Tuesday, January 20, 2009

Trouble in Paradise.

I was just reading an article in 'Radar' about crime rates in New Orleans and am seriously reconsidering my decision to go there.

I feel like I am going to cry.

"I don't know if there would be many more murders here if there weren't any police at all"-Criminal defense attorney

"Murder in New Orleans is becoming more democratic, now even white people have a chance to get killed" -Tulane University criminologist Peter Scharf

Article 701 of Louisiana's criminal code states that felony suspects cannot be held for longer than 60 days without an indictment, which means that the DA was forced to put nearly 3,000 drug, rape, robbery and murder suspects back on the streets in 2006.

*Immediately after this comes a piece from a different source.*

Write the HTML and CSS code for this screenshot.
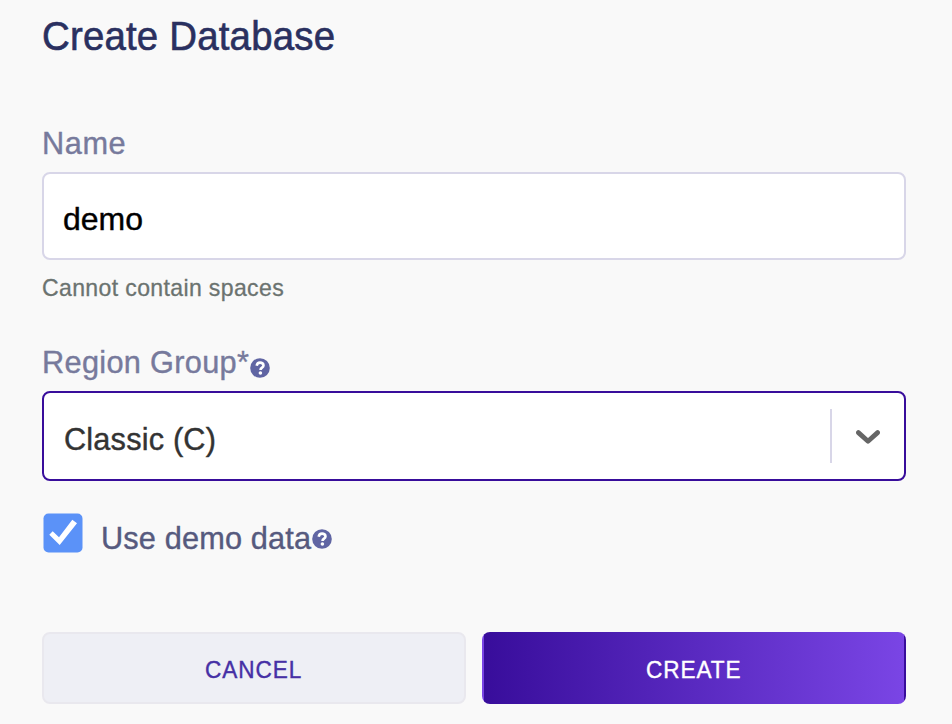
FILE: index.html
```html
<!DOCTYPE html>
<html lang="en">
<head>
<meta charset="utf-8">
<title>Create Database</title>
<link rel="stylesheet" href="styles.css">
</head>
<body>
<form class="form">
  <h1 class="title"><span class="narrow title-text">Create Database</span></h1>
  <label class="label" for="name"><span class="narrow name-text">Name</span></label>
  <input class="input" id="name" type="text" value="demo">
  <p class="hint"><span class="narrow hint-text">Cannot contain spaces</span></p>
  <div class="label region"><span class="narrow region-text">Region Group*</span><svg class="help" viewBox="0 0 20 20"><circle cx="10" cy="10" r="9.8" fill="#6065a3"/><path d="M6.7 7.8C7 5.6 8.3 4.6 10.1 4.6c2 0 3.4 1.1 3.4 2.8 0 2.3-3 2.1-3 4.5" fill="none" stroke="#fff" stroke-width="2.6"/><circle cx="10.4" cy="15" r="1.8" fill="#fff"/></svg></div>
  <div class="select">
    <span class="value"><span class="narrow value-text">Classic (C)</span></span>
    <span class="divider"></span>
    <span class="arrow"><svg width="24" height="14" viewBox="0 0 24 14"><path d="M2.4 2.6L12 11.2L21.6 2.6" fill="none" stroke="#666" stroke-width="4.8" stroke-linecap="round" stroke-linejoin="round"/></svg></span>
  </div>
  <div class="check">
    <svg class="box" viewBox="0 0 40 40"><rect x=".5" y=".5" width="39" height="39" rx="5" fill="#5b92f8"/><path d="M6.3 21.7L9.7 18.3L16 24.3L29.3 6.7L34 10.3L16.7 32Z" fill="#fff"/></svg>
    <span class="narrow check-text">Use demo data</span><svg class="help" viewBox="0 0 20 20"><circle cx="10" cy="10" r="9.8" fill="#6065a3"/><path d="M6.7 7.8C7 5.6 8.3 4.6 10.1 4.6c2 0 3.4 1.1 3.4 2.8 0 2.3-3 2.1-3 4.5" fill="none" stroke="#fff" stroke-width="2.6"/><circle cx="10.4" cy="15" r="1.8" fill="#fff"/></svg>
  </div>
  <div class="actions">
    <button class="button cancel" type="button"><span class="button-text">CANCEL</span></button>
    <button class="button create" type="button"><span class="button-text">CREATE</span></button>
  </div>
</form>
</body>
</html>
```
FILE: styles.css
```css
* { box-sizing: border-box; }
body {
  margin: 0;
  height: 724px;
  overflow: hidden;
  background: #f9f9f9;
  font-family: "Liberation Sans", Arial, sans-serif;
}
.form { width: 864px; margin: 0 0 0 42px; padding-top: 12px; }
.narrow {
  display: block;
  white-space: nowrap;
  transform: scaleX(0.96);
  transform-origin: left center;
}
.title {
  margin: 0 0 63px;
  font-size: 40px;
  line-height: 48px;
  font-weight: 400;
  color: #2a3060;
  -webkit-text-stroke: 0.6px currentColor;
}
.title-text { letter-spacing: 0.2px; }
.label {
  display: flex;
  height: 40px;
  margin-bottom: 9px;
  font-size: 32px;
  line-height: 40px;
  color: #777a9c;
  -webkit-text-stroke: 0.4px currentColor;
}
.name-text { letter-spacing: 0.6px; }
.region-text { width: 208px; letter-spacing: 0.32px; }
.input, .select {
  width: 100%;
  border: 2px solid #d8d6e8;
  border-radius: 8px;
  background: #fff;
  font: 32px "Liberation Sans", Arial, sans-serif;
}
.input {
  display: block;
  height: 88px;
  padding: 6px 19px 0;
  color: #000;
  outline: none;
  -webkit-text-stroke: 0.4px currentColor;
}
.hint {
  margin: 14px 0 40px;
  font-size: 24px;
  line-height: 28px;
  color: #6b7370;
  -webkit-text-stroke: 0.3px currentColor;
}
.hint-text { letter-spacing: 0.38px; }
.help { width: 20px; height: 20px; flex: none; }
.region .help { margin-top: 16px; }
.select {
  display: flex;
  align-items: center;
  height: 90px;
  border-color: #380d9b;
}
.value {
  flex: 1;
  padding: 6px 0 0 20px;
  color: #333;
  -webkit-text-stroke: 0.4px currentColor;
}
.value-text { letter-spacing: 0.18px; }
.divider { width: 2px; height: 54px; background: #d8d6e8; }
.arrow { display: flex; justify-content: center; width: 72px; padding-top: 2px; }
.check {
  display: flex;
  height: 45px;
  margin: 32px 0 74px 1px;
  font-size: 32px;
  line-height: 40px;
  color: #565a7e;
}
.box { width: 40px; height: 40px; }
.check-text {
  width: 211px;
  margin: 5px 0 0 18px;
  letter-spacing: 0.15px;
  -webkit-text-stroke: 0.4px currentColor;
}
.check .help { margin-top: 16px; }
.actions { display: grid; grid-template-columns: 1fr 1fr; gap: 16px; }
.button {
  height: 72px;
  padding: 3px 0 0;
  border: 2px solid #e9e8ee;
  border-radius: 8px;
  background-color: #eeeff5;
  color: #4630a5;
  font: 24px "Liberation Sans", Arial, sans-serif;
  letter-spacing: 1px;
  -webkit-text-stroke: 0.4px currentColor;
}
.button-text { display: inline-block; transform: scaleX(0.94); }
.create {
  border-color: transparent;
  background: linear-gradient(90deg, #380d9b, #7a45e5);
  color: #fff;
}
```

Things are only getting worse as this article states.

The "no snitch" ethos on the streets denies the police system of dynamic authenticity.

"When the system isn't working, you don't participate in it. There was one case recently where a mother would not cooperate in the investigation of the murder of her own son. It scares me." -Harry Teravon, Jr., a prosecutor in the DA's elite Violent Offenders Unit (VOU)

"Summertime is always high crime season in New Orleans--released from school, the city's teenagers are hot and restless. Meanwhile, a scarcity of tourists stumbling down Bourbon Street puts service economy workers in the criminals' crosshairs. The summer of 2007 promised to be worse than most. A rash of robberies had shaken the French Quarter that spring, many perpetrated by a sadistic mugger who prowled the streets looking for female marks, then beat them senseless and took their cash ."

(OH MY GOD!)

"My wife and I found an apartment in the lower French Quarter-the more residential end of the neighborhood, full of small restaurants, gay bars, and Creole cottages, and home to Brad Pitt and Angelina Jolie. Soon after we moved in, the neighborhood was hit by a rash of violent crimes. On August 10, a group made up of two men, three women, and a 14-year-old boy committed three armed robberies in the Lower Quarter in just 90 minutes."

This article continues with substantial severity. I am horrified. I need to talk to someone who has lived there during the past couple of years to really make my decision. If worst comes to worst, I could just teach high school in the Bronx or something. I did put NY as my second option. I just wish NY wasn't so damn cold.

Even though this article is from April 2008 and a lot can change, I am sure it hasn't changed enough. I really don't want to get murdered. I really need to talk to someone who knows.